Task description
Out of the lines below, please list those that hold the string "this".
══════════
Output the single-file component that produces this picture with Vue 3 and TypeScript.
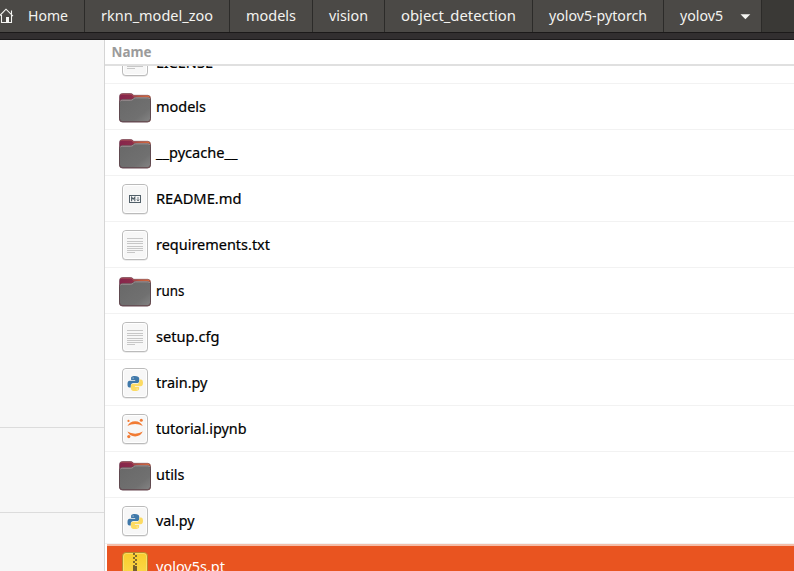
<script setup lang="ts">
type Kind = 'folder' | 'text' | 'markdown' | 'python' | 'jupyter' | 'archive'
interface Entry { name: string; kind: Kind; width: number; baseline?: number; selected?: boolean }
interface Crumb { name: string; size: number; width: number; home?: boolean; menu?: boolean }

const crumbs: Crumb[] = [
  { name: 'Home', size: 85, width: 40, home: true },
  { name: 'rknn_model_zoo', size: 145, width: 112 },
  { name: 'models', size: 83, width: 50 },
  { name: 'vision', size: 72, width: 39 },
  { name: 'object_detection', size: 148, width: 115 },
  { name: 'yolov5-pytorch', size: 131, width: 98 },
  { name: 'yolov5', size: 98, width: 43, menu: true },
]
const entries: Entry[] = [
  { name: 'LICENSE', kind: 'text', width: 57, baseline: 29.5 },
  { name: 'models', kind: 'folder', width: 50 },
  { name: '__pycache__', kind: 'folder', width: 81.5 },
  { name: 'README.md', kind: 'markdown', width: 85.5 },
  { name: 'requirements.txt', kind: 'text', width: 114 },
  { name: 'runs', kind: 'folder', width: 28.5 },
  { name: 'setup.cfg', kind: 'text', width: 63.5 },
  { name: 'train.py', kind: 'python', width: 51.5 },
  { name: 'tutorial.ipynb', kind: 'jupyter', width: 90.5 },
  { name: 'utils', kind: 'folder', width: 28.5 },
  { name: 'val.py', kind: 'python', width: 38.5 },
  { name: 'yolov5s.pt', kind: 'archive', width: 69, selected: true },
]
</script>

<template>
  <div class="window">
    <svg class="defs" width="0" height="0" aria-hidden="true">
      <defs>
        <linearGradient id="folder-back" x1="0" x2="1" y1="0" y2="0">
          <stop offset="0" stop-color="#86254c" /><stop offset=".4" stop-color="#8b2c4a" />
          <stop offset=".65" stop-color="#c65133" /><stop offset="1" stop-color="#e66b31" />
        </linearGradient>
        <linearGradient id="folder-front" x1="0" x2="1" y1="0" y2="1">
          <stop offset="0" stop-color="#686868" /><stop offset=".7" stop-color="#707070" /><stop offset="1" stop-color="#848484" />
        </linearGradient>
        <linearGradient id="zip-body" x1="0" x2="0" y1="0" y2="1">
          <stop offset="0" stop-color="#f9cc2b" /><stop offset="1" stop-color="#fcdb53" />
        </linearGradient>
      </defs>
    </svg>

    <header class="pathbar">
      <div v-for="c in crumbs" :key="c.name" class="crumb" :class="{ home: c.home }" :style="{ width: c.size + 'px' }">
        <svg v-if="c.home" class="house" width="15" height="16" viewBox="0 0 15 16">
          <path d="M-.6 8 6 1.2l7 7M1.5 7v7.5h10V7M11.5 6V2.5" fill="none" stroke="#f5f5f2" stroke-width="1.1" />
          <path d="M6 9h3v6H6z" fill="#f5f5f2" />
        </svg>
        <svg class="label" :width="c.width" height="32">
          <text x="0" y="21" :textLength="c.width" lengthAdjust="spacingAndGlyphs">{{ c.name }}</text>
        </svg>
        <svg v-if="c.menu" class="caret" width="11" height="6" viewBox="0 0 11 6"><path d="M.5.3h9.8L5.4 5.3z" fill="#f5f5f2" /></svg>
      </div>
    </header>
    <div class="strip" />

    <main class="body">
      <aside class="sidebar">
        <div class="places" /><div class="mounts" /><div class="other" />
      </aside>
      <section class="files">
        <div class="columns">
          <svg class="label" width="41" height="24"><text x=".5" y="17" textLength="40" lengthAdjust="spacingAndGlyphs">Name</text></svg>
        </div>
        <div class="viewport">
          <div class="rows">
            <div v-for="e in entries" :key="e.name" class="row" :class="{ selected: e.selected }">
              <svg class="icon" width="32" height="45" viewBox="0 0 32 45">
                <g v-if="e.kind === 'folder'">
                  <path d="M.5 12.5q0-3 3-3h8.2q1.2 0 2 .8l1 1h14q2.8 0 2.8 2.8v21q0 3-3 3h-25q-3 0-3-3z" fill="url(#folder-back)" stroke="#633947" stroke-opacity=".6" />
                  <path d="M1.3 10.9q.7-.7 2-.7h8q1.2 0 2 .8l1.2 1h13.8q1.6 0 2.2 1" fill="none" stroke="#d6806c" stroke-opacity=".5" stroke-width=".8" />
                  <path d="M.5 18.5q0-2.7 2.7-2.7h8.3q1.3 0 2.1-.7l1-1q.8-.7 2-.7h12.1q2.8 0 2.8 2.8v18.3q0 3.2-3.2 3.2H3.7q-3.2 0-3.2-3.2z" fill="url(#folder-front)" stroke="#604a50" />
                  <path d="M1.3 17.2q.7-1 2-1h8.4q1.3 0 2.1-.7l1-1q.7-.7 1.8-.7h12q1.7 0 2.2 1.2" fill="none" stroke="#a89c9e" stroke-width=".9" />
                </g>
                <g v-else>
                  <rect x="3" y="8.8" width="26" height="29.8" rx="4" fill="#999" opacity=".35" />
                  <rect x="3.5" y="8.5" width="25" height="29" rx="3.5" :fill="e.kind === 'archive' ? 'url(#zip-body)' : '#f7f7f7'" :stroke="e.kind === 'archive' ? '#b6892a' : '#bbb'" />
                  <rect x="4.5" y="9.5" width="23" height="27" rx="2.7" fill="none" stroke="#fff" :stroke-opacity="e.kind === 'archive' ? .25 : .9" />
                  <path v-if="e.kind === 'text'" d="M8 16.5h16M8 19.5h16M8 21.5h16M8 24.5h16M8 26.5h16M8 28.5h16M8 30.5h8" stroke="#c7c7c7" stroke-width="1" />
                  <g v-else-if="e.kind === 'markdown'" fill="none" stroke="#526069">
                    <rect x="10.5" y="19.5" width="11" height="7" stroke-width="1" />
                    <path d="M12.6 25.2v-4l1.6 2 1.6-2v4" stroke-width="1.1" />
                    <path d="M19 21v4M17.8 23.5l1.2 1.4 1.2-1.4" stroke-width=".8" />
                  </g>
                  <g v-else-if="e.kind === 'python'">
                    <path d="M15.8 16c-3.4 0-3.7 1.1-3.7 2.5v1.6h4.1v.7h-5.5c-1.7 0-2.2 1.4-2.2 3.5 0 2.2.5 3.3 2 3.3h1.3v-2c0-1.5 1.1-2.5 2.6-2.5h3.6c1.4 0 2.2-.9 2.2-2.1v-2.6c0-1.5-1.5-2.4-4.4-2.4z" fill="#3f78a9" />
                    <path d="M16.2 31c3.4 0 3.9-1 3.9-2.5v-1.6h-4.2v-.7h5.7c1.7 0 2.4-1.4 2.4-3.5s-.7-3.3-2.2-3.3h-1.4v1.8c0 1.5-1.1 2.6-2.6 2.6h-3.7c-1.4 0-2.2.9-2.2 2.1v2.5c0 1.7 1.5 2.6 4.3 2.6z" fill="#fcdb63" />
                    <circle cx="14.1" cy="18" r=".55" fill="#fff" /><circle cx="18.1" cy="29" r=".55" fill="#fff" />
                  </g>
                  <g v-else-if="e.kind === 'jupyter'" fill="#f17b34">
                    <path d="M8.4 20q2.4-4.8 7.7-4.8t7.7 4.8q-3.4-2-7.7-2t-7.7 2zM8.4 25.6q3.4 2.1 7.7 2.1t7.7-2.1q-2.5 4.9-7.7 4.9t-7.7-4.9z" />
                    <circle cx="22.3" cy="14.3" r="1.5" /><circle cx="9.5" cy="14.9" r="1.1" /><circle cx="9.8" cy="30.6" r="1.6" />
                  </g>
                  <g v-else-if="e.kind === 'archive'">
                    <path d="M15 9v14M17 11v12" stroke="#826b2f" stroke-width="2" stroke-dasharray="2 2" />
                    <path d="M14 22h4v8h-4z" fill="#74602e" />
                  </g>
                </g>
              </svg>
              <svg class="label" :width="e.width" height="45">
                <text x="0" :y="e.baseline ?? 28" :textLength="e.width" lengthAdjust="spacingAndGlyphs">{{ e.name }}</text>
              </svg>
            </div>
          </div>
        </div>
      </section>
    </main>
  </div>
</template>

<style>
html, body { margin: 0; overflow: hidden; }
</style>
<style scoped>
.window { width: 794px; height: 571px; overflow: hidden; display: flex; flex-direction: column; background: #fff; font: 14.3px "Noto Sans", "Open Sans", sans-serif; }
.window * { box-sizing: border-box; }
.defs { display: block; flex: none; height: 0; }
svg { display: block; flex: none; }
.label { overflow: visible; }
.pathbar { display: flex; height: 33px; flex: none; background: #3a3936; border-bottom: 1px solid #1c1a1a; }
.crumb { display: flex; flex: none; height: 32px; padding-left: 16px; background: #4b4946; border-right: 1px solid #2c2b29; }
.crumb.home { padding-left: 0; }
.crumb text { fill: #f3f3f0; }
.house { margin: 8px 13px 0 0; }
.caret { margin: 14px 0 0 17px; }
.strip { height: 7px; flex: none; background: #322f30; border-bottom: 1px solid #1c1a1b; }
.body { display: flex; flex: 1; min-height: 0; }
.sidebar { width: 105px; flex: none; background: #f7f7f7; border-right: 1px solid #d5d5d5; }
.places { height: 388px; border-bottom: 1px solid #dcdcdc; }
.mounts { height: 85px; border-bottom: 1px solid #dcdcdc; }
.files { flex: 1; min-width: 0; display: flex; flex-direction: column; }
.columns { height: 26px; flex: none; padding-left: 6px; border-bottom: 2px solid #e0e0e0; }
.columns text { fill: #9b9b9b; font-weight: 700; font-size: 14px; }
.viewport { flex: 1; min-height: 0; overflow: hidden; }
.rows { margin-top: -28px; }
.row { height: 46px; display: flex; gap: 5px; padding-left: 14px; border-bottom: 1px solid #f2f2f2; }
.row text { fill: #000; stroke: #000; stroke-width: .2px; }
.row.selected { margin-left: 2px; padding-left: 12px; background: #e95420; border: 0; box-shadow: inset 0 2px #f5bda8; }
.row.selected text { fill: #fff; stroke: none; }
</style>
══════════
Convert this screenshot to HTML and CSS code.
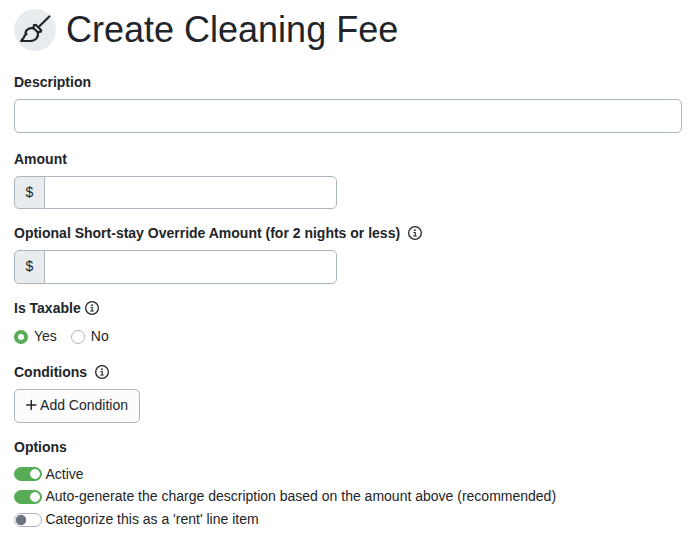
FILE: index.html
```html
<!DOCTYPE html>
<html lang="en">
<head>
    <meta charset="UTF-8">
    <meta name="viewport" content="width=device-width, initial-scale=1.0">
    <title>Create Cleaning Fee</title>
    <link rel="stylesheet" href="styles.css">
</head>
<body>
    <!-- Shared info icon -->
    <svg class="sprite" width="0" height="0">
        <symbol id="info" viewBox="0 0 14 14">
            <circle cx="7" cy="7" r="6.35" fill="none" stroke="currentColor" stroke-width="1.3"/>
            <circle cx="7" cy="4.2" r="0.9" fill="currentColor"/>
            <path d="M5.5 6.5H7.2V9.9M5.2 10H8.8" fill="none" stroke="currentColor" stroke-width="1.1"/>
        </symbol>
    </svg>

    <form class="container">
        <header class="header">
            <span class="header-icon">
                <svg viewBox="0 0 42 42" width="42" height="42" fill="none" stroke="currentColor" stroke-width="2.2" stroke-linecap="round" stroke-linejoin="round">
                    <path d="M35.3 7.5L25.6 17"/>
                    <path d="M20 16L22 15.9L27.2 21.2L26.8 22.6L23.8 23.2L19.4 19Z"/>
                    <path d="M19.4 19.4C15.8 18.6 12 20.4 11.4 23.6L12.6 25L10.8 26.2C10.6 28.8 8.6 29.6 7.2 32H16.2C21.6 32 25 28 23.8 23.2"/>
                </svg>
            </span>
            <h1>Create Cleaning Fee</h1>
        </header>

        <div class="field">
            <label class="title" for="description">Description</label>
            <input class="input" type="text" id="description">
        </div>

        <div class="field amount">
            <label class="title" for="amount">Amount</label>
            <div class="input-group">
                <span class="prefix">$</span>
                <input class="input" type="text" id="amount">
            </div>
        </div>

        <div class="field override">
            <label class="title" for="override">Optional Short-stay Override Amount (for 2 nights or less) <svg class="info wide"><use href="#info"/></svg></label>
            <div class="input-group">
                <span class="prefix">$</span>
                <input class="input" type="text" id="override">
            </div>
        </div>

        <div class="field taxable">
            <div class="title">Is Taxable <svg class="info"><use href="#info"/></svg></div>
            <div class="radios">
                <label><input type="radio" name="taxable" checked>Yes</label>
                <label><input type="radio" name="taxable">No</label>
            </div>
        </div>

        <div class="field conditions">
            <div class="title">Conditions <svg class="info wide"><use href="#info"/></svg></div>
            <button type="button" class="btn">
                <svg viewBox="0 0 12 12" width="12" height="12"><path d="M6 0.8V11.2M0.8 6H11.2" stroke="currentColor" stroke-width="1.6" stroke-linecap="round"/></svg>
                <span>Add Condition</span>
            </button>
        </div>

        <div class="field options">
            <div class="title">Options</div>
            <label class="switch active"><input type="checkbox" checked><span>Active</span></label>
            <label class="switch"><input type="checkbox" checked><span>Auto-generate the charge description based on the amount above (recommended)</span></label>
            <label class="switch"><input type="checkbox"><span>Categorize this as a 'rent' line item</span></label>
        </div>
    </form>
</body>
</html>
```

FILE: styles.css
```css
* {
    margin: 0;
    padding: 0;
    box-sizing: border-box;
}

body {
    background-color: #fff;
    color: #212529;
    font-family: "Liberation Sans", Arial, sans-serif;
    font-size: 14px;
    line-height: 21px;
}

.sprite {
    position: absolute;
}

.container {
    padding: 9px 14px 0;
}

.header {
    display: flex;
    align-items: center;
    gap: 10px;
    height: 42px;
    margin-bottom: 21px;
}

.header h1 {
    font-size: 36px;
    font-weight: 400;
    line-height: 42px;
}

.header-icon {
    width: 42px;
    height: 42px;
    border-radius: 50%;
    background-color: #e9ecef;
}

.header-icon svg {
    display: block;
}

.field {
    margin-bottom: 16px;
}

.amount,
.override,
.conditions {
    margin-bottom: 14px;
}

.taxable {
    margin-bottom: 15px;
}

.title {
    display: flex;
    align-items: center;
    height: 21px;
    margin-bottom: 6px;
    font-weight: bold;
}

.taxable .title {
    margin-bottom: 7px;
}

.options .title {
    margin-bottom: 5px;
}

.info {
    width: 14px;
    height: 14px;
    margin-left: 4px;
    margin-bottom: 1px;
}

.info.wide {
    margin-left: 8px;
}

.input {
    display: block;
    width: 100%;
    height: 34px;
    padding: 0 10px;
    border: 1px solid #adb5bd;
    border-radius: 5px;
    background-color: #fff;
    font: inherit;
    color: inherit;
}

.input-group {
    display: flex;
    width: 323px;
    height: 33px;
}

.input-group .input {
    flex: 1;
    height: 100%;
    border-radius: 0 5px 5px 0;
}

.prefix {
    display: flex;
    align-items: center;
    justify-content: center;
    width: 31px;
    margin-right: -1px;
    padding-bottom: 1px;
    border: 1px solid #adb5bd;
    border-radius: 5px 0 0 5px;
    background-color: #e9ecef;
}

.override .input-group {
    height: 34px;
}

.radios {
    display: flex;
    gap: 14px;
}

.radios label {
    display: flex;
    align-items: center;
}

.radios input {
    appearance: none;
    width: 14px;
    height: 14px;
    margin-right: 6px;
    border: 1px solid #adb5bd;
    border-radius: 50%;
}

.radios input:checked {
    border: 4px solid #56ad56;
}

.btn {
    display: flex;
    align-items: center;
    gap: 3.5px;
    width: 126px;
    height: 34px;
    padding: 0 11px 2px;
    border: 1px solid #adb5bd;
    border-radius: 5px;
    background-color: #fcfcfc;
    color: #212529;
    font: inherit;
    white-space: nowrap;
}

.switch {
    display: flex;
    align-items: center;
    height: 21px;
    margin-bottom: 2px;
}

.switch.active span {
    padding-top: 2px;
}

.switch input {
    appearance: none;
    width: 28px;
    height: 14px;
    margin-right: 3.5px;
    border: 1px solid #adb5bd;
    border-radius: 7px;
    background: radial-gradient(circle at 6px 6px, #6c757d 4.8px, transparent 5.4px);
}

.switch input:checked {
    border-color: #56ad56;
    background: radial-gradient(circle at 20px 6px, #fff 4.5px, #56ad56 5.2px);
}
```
══════════
Problem solution
Output the single-file component that produces this picture with Vue 3 and TypeScript.
Convert this screenshot to HTML and CSS code.
            <label class="switch"><input type="checkbox"><span>Categorize this as a 'rent' line item</span></label>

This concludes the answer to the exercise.